The government of Lesotho has decided to console the nurses fired by the Queen ‘Mamohato Memorial Hospital known as Tšepong, Health Minister Semano Sekatle said in Maseru yesterday.
Speaking at a media briefing for the announcement at the ministry headquarters, Sekatle pointed out that the decision was a result of a long time of looking into the nurses’ situation and realising that the nurses have for the longest time been mistreated.
He said they would start work at their new work place by the beginning of the new month of May.
The move follows a protracted battle between the hospital and the nurses over unsatisfactory salaries.
The fight reached boiling point earlier this year when the nurses and nursing assistants staged a strike that stretched for weeks on end while trying to coax the hospital into talks and a mutually-beneficial solution.
However, management of the hospital chose rather to fire the 345 health workers for going on a lengthy and illegal strike.

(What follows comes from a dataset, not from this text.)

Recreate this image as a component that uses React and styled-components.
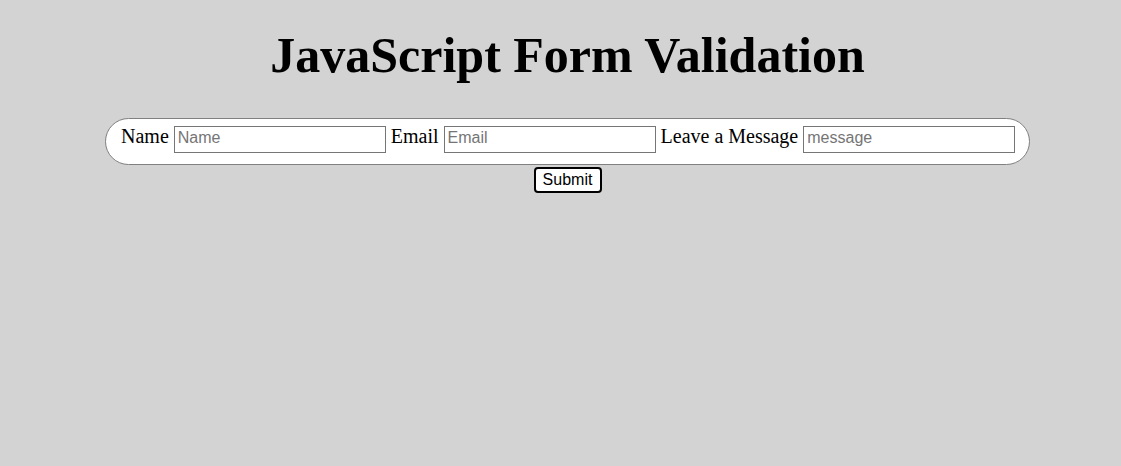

Giving background to the nurses’ woes as well as the relationship between government pf Lesotho and Tšepong, Sekatle said they began talks about erection of a referral hospital as far back as 2008.
“Lesotho signed working contract; Public Private Partnership (PPP) Agreement on the 27th October 2008 with Tšepong (Pty) Ltd with the aim that Tšepong will provide the plan, build the hospital, manage and control the hospital and its three clinics,” he said.
Sekatle indicated that Tšepong started its operations in October 2011 saying that a lot of nurses, doctors and other health workers left the government for Tšepong going after impressive salaries as well as equipment.
“The happiness of leaving the government for better salaries did not last long because in 2014 workers went on strike for salaries that were by that time less than what government was paying its employees. Tšepong by that time responded saying the government should pay the workers or give it money to pay its workers. This happened because, in the agreement there was an unforeseen conduct; the government increased the salaries of its employees in 2013, and according to Tšepong that was unforeseen. Who does not know that salaries get increased at some point?” he quipped.
Sekatle stated that the government by that time committed to work to seeing if Tšepong can afford to pay its workers as they demand or not. As a result, workers went back to work and the government discovered that, Tšepong can afford to pay those workers.
“However, in 2020 there was another strike by Tšepong employees over deferential pay for same work. The second issue was the salary gap between Tšepong employees and the government health workers. Instead of sorting out its workers’ issues Tšepong said that it was the government which had to pay them,” he recalled.
Meanwhile, for his part, Minister of Public Service Motlohi Maliehe indicated that the process of solving Tšepong issue was not easy at all.
“It was very difficult for the government to reach the decision, but the decision had to be taken to protect the nurses. From the onset, the Minister of Health decided to form a subcommittee of ministers to resolve the matter. The first step the committee decided on was to terminate the contract with Tšepong,” he said.
Maliehe stated that after that the government had to look for vacancies where fired nurses could be placed in all health centers across the country as well as finding out if there was money to pay them. “After the government found out that there are vacancies where these nurses can be placed, it went on to make a bold decision of employing them as well as incurring all the debts of Tšepong,” he said.